Google’s Store Visits Metric in AdWords
Google’s Store Visits Metric in AdWords
If your business is purely online, marketing programmes like Adwords are a godsend. They give you all the statistics you could dream of on your campaign as well as on various Key Performance Indicators such as Return on Investment, conversion rates and sales goals, and they are 100% representative of your customers’ activity since all the buying cycle happens online, from research to purchase.
But if customers can buy your goods or services both online and instore, it gets a bit more difficult to get a clear picture on how your Adwords campaign is doing and where to invest. If the online conversion rate is lower than you would like, it could indeed indicate that your ad strategy needs to be reviewed. Or it could simply be that customers went to one of your stores to purchase something they saw online thanks to your Adwords campaign. In those cases, the impossibility to bridge the gap between online and offline behaviour can misinform businesses’ decisions and lead to over- or under-investment in online marketing.

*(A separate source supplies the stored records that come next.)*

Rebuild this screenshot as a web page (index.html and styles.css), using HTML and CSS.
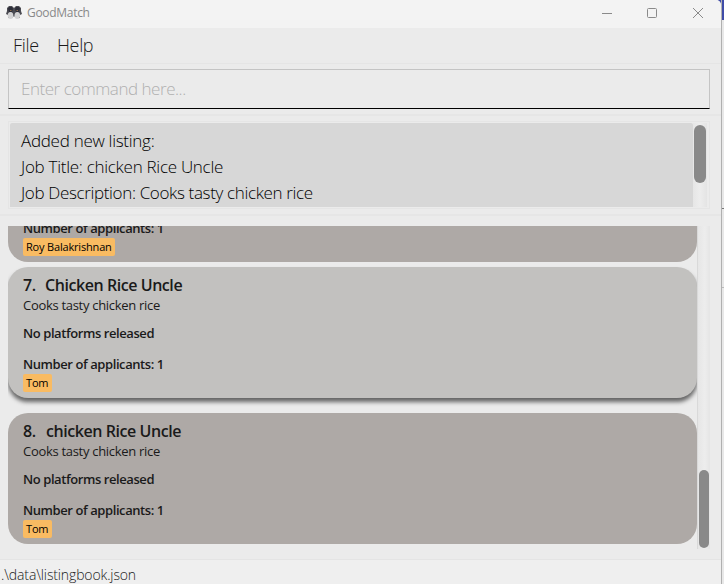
FILE: index.html
```html
<!DOCTYPE html>
<html lang="en">
<head>
<meta charset="utf-8">
<title>GoodMatch</title>
<link rel="stylesheet" href="styles.css">
</head>
<body>
<div class="screen">
<main class="window">
  <header class="titlebar">
    <svg class="logo" width="16" height="14" viewBox="0 0 16 14">
      <path d="M1 5 0 8l2 1v3h4l2-2 2 2h4V9l2-1-1-3V2L13 0h-3L8 2 6 0H3L1 2z" fill="#4a4a51"/>
      <path d="M2 2.5 3.5 1H6l1 2-1 3H3zM9 3l1-2h2.500L14 2.500 13 6h-3z" fill="#2d2e39"/>
      <ellipse cx="4.500" cy="9.500" rx="2.800" ry="3.600" fill="#d3d3d4"/>
      <ellipse cx="11.300" cy="9.500" rx="2.800" ry="3.600" fill="#d3d3d4"/>
      <path d="M4 4h1.500v1H4zM10.500 4H12v1h-1.500z" fill="#8a6a4c"/>
    </svg>
    <span class="app-name">GoodMatch</span>
    <svg class="controls" width="104" height="12" viewBox="0 0 104 12" fill="none" stroke="#8a8a8a">
      <path d="M0 6.500h10"/>
      <rect x="45.500" y="1.500" width="9" height="9" rx="1"/>
      <path d="m91 1 10 10M101 1 91 11"/>
    </svg>
  </header>
  <nav class="menu"><span class="file">File</span><span class="help">Help</span></nav>
  <section class="command"><div class="field"><span class="placeholder">Enter command here...</span></div></section>
  <section class="result">
    <div class="result-frame">
      <div class="result-text">
        <div class="r1">Added new listing:</div>
        <div class="r2">Job Title: chicken Rice Uncle</div>
        <div class="r3">Job Description: Cooks tasty chicken rice</div>
      </div>
      <div class="result-track"><div class="result-thumb"></div></div>
    </div>
  </section>
  <section class="listings">
    <div class="list">
      <article class="card clipped">
        <div class="count">Number of applicants: 1</div>
        <span class="tag wide">Roy Balakrishnan</span>
      </article>
      <article class="card selected">
        <h2><span class="index">7.</span><span class="name7">Chicken Rice Uncle</span></h2>
        <div class="description">Cooks tasty chicken rice</div>
        <div class="platforms">No platforms released</div>
        <div class="count">Number of applicants: 1</div>
        <span class="tag">Tom</span>
      </article>
      <article class="card">
        <h2><span class="index wider">8.</span><span class="name8">chicken Rice Uncle</span></h2>
        <div class="description">Cooks tasty chicken rice</div>
        <div class="platforms">No platforms released</div>
        <div class="count">Number of applicants: 1</div>
        <span class="tag">Tom</span>
      </article>
    </div>
    <div class="list-track"><div class="list-thumb"></div></div>
  </section>
  <footer><span class="path">.\data\listingbook.json</span></footer>
</main>
<aside class="behind"><div class="blue"></div><div class="mid"></div><div class="low"></div></aside>
</div>
</body>
</html>
```
FILE: styles.css
```css
* { box-sizing: border-box; }
body { margin: 0; width: 724px; height: 584px; overflow: hidden; font-family: "Open Sans", "Noto Sans", sans-serif; background: #ebebeb; color: #1a1a1a; }
.screen { display: flex; height: 584px; background: #3f4ca8; }
.window { width: 721px; height: 584px; display: flex; flex-direction: column; background: #ebebeb; border-top-right-radius: 5px; overflow: hidden; white-space: nowrap; }
.titlebar { height: 28px; flex: none; background: #f3f3f3; display: flex; align-items: center; padding: 0 15px 3px 6px; }
.logo { margin-right: 5px; }
.app-name { font-size: 12px; color: #898989; letter-spacing: -0.3px; }
.controls { margin-left: auto; }
.menu { height: 36px; flex: none; border-bottom: 1px solid #e5e5e5; display: flex; padding-left: 13px; font-size: 18px; line-height: 35px; font-weight: 300; letter-spacing: -0.35px; }
.file { width: 44px; }
.command { height: 52px; flex: none; padding: 5px 11px 0 8px; border-bottom: 2px solid #e6e6e6; }
.field { height: 40px; border: 1px solid #c4c4c4; border-bottom-color: #000; padding-left: 12px; font-size: 17px; line-height: 38px; font-weight: 300; color: #b0b0b0; letter-spacing: -0.47px; }
.result { height: 100px; flex: none; padding: 5px 11px 0 8px; border-bottom: 2px solid #e6e6e6; }
.result-frame { height: 88px; border: 1px solid #e5e5e5; padding: 1px; display: flex; }
.result-text { width: 683px; height: 84px; background: #d7d7d7; padding: 5px 11px; border-radius: 2px 2px 0 0; font-size: 17px; line-height: 26px; font-weight: 300; color: #000; overflow: hidden; letter-spacing: -0.28px; }
.r3 { letter-spacing: -0.35px; }
.result-track { width: 14px; padding: 2px 1px; background: linear-gradient(90deg, #e6e6e6, #ededed, #e4e4e4); }
.result-thumb { height: 58px; width: 12px; border-radius: 6px; background: #898989; }
.listings { height: 344px; flex: none; padding: 10px 11px 10px 8px; display: flex; border-bottom: 1px solid #e4e4e4; }
.list { width: 689px; height: 323px; overflow: hidden; }
.card { height: 131px; background: #aea9a6; border-radius: 20px; padding: 7px 15px 0; }
.clipped { display: flow-root; height: 36px; border-radius: 0 0 20px 20px; padding-top: 0; margin-bottom: 5px; }
.clipped .count { margin-top: -7px; }
.selected { background: #c2c1bf; margin-bottom: 15px; box-shadow: 0 4px 4px #656565; }
h2 { margin: 0; font-size: 16px; line-height: 22px; font-weight: 600; display: flex; letter-spacing: -0.44px; }
.index { width: 22px; }
.index.wider { width: 23px; }
.description, .platforms, .count { font-size: 13px; line-height: 19px; letter-spacing: -0.42px; }
.description { letter-spacing: -0.3px; }
.platforms { margin-top: 9px; font-weight: 600; }
.count { margin-top: 12px; font-weight: 600; }
.tag { display: block; width: 29px; height: 18px; border-radius: 2px; background: #f9bb62; padding-left: 3px; font-size: 11px; line-height: 18px; color: #000; letter-spacing: -0.18px; }
.tag.wide { width: 92px; }
.list-track { width: 13px; height: 323px; background: linear-gradient(90deg, #d9d9d9 0 1px, #e6e6e6 1px, #ededed 60%, #e5e5e5); padding: 244px 1px 0 2px; }
.list-thumb { width: 10px; height: 78px; border-radius: 5px; background: #898989; }
footer { height: 24px; background: #efefef; padding-left: 1px; font-size: 14px; line-height: 29px; font-weight: 300; letter-spacing: -0.13px; }
.behind { width: 3px; background: #e8e8e8; border-left: 1px solid #b0b0b0; }
.blue { height: 20px; background: #3f4ca8; }
.mid { height: 189px; border-bottom: 1px solid #777; }
.low { height: 79px; border-bottom: 1px solid #bbb; }
```
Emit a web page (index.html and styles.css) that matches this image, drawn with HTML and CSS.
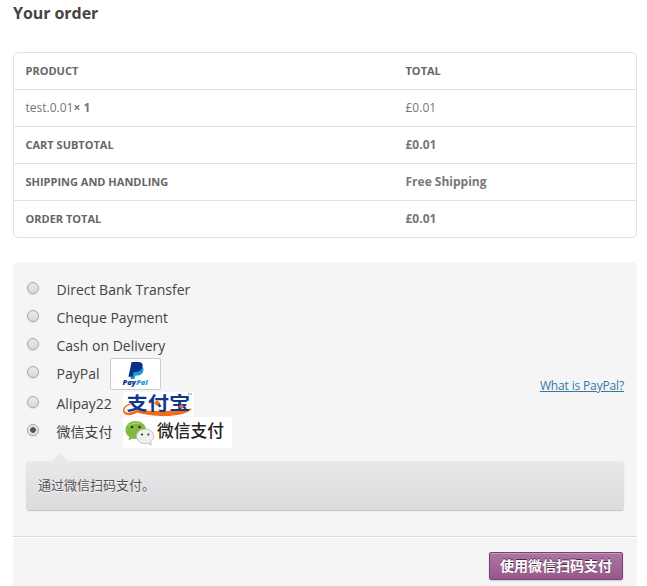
FILE: index.html
```html
<!DOCTYPE html>
<html lang="en">
<head>
<meta charset="utf-8">
<title>Your order</title>
<link rel="stylesheet" href="styles.css">
</head>
<body>
<main class="checkout">
  <h3 class="title">Your order</h3>
  <div class="order">
    <div class="row"><span class="head">Product</span><span class="head">Total</span></div>
    <div class="row"><span>test.0.01<b>× 1</b></span><span>£0.01</span></div>
    <div class="row"><span class="head">Cart Subtotal</span><b>£0.01</b></div>
    <div class="row"><span class="head">Shipping and Handling</span><b>Free Shipping</b></div>
    <div class="row"><span class="head">Order Total</span><b>£0.01</b></div>
  </div>
  <section class="payment">
    <div class="methods">
      <label class="method"><i class="radio"></i><span class="name">Direct Bank Transfer</span></label>
      <label class="method"><i class="radio"></i><span class="name">Cheque Payment</span></label>
      <label class="method"><i class="radio"></i><span class="name">Cash on Delivery</span></label>
      <div class="method paypal"><i class="radio"></i><span class="name">PayPal</span>
        <svg class="logo" width="51" height="32" viewBox="0 0 51 32">
          <rect x=".5" y=".5" width="50" height="31" rx="1.5" fill="#fff" stroke="#ccc"/>
          <path d="M22.6 7.500h6.200c4.100 0 5.400 2.700 4.400 5.800-.9 3-3 4.100-5.800 4.100h-2l-.8 3.600h-4.200z" fill="#179bd7"/>
          <path d="M21.600 4h6.600c3.800 0 5 2.300 4.200 5.100-.9 3.500-3.400 4.800-6.500 4.800h-2.300l-1 4.900h-4.200z" fill="#0a3186"/>
          <text class="pp" x="12.500" y="27" textLength="13.500" lengthAdjust="spacingAndGlyphs" fill="#0a3186">Pay</text>
          <text class="pp" x="26.200" y="27" textLength="11.500" lengthAdjust="spacingAndGlyphs" fill="#179bd7">Pal</text>
        </svg>
        <a class="what">What is PayPal?</a>
      </div>
      <div class="method alipay"><i class="radio"></i><span class="name">Alipay22</span>
        <svg class="logo" width="72" height="24" viewBox="0 0 72 24">
          <rect width="71" height="24" rx="2" fill="#fff"/>
          <path d="M11 12C5 12.500 1 15.500 1.500 18.500C2 21.500 8 21.500 14 17.500C28 20 48 19.500 69 16.500C61 26.500 30 25 14 20.500C7 25 0 23.500 0 18.500C0 14 5 11 11 11z" fill="#f26b16"/>
          <g transform="translate(3.500 17.500) scale(1.180 1)"><text class="ali">支付宝</text></g>
          <path d="M34 8l3 3-3 3-3-3zM58.500 12l2.500 2.500-2.500 2.500-2.500-2.500z" fill="#f26b16"/>
          <path d="M65 2h1.500M67.500 2h1.500" stroke="#777"/>
        </svg>
      </div>
      <div class="method wechat"><i class="radio on"></i><span class="name">微信支付</span>
        <svg class="logo" width="109" height="31" viewBox="0 0 109 31">
          <rect width="109" height="31" rx="2" fill="#fff"/>
          <path d="M12.500 4C6.500 4 2.500 8 2.500 13c0 3 1.500 5.500 4 7l-1.200 3.500 4-2c1 .3 2 .5 3.200.5 6 0 10.500-4 10.500-9s-4.500-9-10.500-9z" fill="#81b941"/>
          <path d="M4.500 10c2-4 9-6 14-3-6-1-10 0-14 3z" fill="#a9d474"/>
          <circle cx="9" cy="10" r="1.300" fill="#263c19"/><circle cx="16.500" cy="10" r="1.300" fill="#263c19"/>
          <path d="M22 12c-5 0-8.700 3.200-8.700 7.200S17 26.500 22 26.500c1 0 1.900-.1 2.700-.4l3.600 1.800-1-3c2-1.300 3.400-3.400 3.400-5.700 0-4-3.700-7.200-8.700-7.200z" fill="#efefef" stroke="#aaa" stroke-width=".7"/>
          <circle cx="19" cy="17.500" r="1.100" fill="#333"/><circle cx="25.300" cy="17.500" r="1.100" fill="#333"/>
          <text class="wx" x="34" y="20" textLength="67">微信支付</text>
        </svg>
      </div>
      <div class="box">通过微信扫码支付。</div>
    </div>
    <div class="place"><button class="submit">使用微信扫码支付</button></div>
  </section>
</main>
</body>
</html>
```
FILE: styles.css
```css
* { box-sizing: border-box; }
body {
  margin: 0;
  height: 586px;
  overflow: hidden;
  background: #fff;
  color: #777;
  font: 12px/18px "Open Sans", "Noto Sans CJK SC", sans-serif;
}
.checkout { padding: 0 10px 0 13px; }
.title {
  margin: 0;
  padding-top: 2px;
  height: 52px;
  color: #444;
  font-size: 16px;
  line-height: 22px;
  letter-spacing: -.06px;
}
.order {
  height: 186px;
  border: 1px solid #e2e2e2;
  border-radius: 5px;
}
.row {
  display: grid;
  grid-template-columns: 380px 1fr;
  align-items: center;
  height: 37px;
  padding-left: 11.5px;
  border-bottom: 1px solid #e2e2e2;
}
.row:last-child { height: 36px; border-bottom: 0; }
.head {
  color: #666;
  font-size: 11px;
  font-weight: 700;
  text-transform: uppercase;
}
.payment {
  margin-top: 24px;
  height: 324px;
  background: #f5f5f5;
  border-radius: 5px 5px 0 0;
}
.methods {
  height: 275px;
  padding: 14px 13px 0;
  border-bottom: 1px solid #d8d8d8;
}
.method {
  display: flex;
  align-items: center;
  height: 28px;
  color: #444;
  font-size: 14px;
}
.radio {
  width: 12px;
  height: 12px;
  margin: -4px 17.5px 0 1px;
  border: 1px solid #a8a8a8;
  border-radius: 50%;
  background: linear-gradient(#e8e8e8, #dadada);
  box-shadow: 0 1px 1px #ddd;
}
.radio.on { background: radial-gradient(circle, #555 0 2.5px, #e5e5e5 3.2px); }
.name { margin-right: 10.5px; }
.logo { flex: none; overflow: visible; }
.what {
  margin: 24px 0 0 auto;
  color: #3479a5;
  font-size: 12px;
  letter-spacing: -.15px;
  text-decoration: underline;
}
.alipay { height: 31px; }
.alipay .name { margin-right: 11.5px; }
.alipay .logo { margin-top: 1px; }
.wechat { height: 26px; }
.pp { font: italic 800 7.5px "Open Sans", sans-serif; }
.ali { fill: #12388e; font: 700 18px "Noto Sans CJK SC", sans-serif; }
.wx { fill: #222; font: 500 16.75px "Noto Sans CJK SC", sans-serif; }
.box {
  position: relative;
  height: 49px;
  margin-top: 16px;
  padding: 15px 12px;
  border-radius: 3px;
  background: linear-gradient(#eae8eb, #dddadd);
  box-shadow: 0 1px 1px rgba(0, 0, 0, .2);
  color: #555;
  font-size: 13px;
  text-shadow: 0 1px 0 rgba(255, 255, 255, .8);
}
.box::before {
  content: "";
  position: absolute;
  top: -8px;
  left: 26px;
  border: 8px solid transparent;
  border-top: 0;
  border-bottom-color: #eae8eb;
}
.place {
  display: flex;
  justify-content: flex-end;
  padding: 14px 14px 0;
  border-top: 1px solid #fff;
}
.submit {
  width: 134px;
  height: 28px;
  padding: 0;
  border: 1px solid #76456c;
  border-radius: 2px;
  background: linear-gradient(#ad74a2, #96588a);
  box-shadow: inset 0 1px 0 #c299ba, 0 1px 2px #ccc;
  color: #fff;
  font: 700 14px/24px "Open Sans", "Noto Sans CJK SC", sans-serif;
  text-shadow: 0 -1px 0 rgba(0, 0, 0, .6);
}
```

Thankfully, Google recognised this issue and, in 2014, launched a metric that addressed it, ‘Store Visits’, to shed some light on how and where customers purchase consumer goods.
How does the technology work?
Google Maps isn’t just a handy tool to plan a route or find out where a point of interest is located. At its heart, it is a massive database of coordinates encompassing millions of buildings around the world. ‘Store Visits’ uses it, as well as a combination of information extracted from mobile phone towers, GPS signals and Wi-Fi signal strength, to refine people’s location in order to determine with a high level of accuracy which stores are visited.
The technology is also able to differentiate the nature of visits based on the time spent in the shop. For example, a one-minute visit could be nothing more than someone walking through a store to get somewhere else, while hours’ long visits are more likely to be staff members – both categories being discounted from visits’ numbers.
How accurate is it?
The important thing to understand about Store Visits is that it gives estimates, and estimates of visits, rather than sales. Tracking the movements of specific individuals is illegal - unless they are under surveillance for criminal activity - so Google uses only anonymous data from aggregators, which is then extrapolated from a representative sample.
The metric draws on results from ad clicks across all devices, not only smartphones and tablets, all Adwords campaign types, product listing ads and local inventory ads, and includes offline visits from the last 30 days of an ad click, but it is true that the person who clicked on your ad online is unlikely to be the very person who visits your store.
This feature protects people’s privacy and ensures that no action can be tracked back to someone specific, but it may make advertisers wonder how much they can trust those numbers. Google spoke out on the subject, to assure that the figures resulting from this technique were actually on the conservative side and that they expected the reality on the ground to beat the estimates.
It is also useful to know that 'Store Visits’ reports are at campaign level so if you want detailed results based on store location or region, you will need to break down Adwords campaigns accordingly.
Who is eligible for Store Visits?
Extrapolating accurately requires large samples, which means that qualifying advertisers are likely to be national or multinational chains able to generate enough data to give meaningful results. However, there is no doubt that it will eventually expand to smaller retailers and possibly to other types of businesses such as hotels, restaurants or cinemas.
In addition to, obviously, running an Adwords campaign, the criteria for eligibility are:
Businesses must have a location registered and verified with Google. That business must be associated with an Adwords campaign.
They must have multiple physical stores in eligible countries.
They must receive high volumes of ad clicks and in-store traffic.
They must have a Google My Business account linked to an AdWords account and if they have several stores, they must create each of them in Google My Business.
According to Google, case studies around the world have proved the usefulness of online to offline conversion data.
They cited PetSmart, for example, an American pet store chain whose Store Visits showed that 10 to 18% of clicks on online ads led to a store visit. A year after the launch of the programme, the internet giant reported that, thanks to the data provided by Store Visits, US retailers had noticed that their conversions rates from mobile search ads increased 10 times when they took into account store visits. Advertisers in the travel and car industry saw conversion rates double.
Two years into existence, Store Visits seems to be doing well and to have been embraced by a significant number of large multinationals, as Google announced in 2016 that it had measured over 1 billion of store visits globally, based on 1,000 advertisers in 11 qualifying countries.
Recent case studies included Nissan UK who found that 6% of mobile ad clicks resulted in a visit to one of their dealerships and Seven & I Holdings, a Japanese retailer, who found that 10% of searches on mobile devices led to a store visit.
Unfortunately this tracking feature is not yet available in New Zealand, as is the case with many other Google features such as call tracking. You can bet that when it does become available here, This Side Up will be first to put their hand up to try implement it for our clients. Given that Google Shopping hit NZ shores earlier in the year, we are expecting that store visits tracking capability won't be too far away!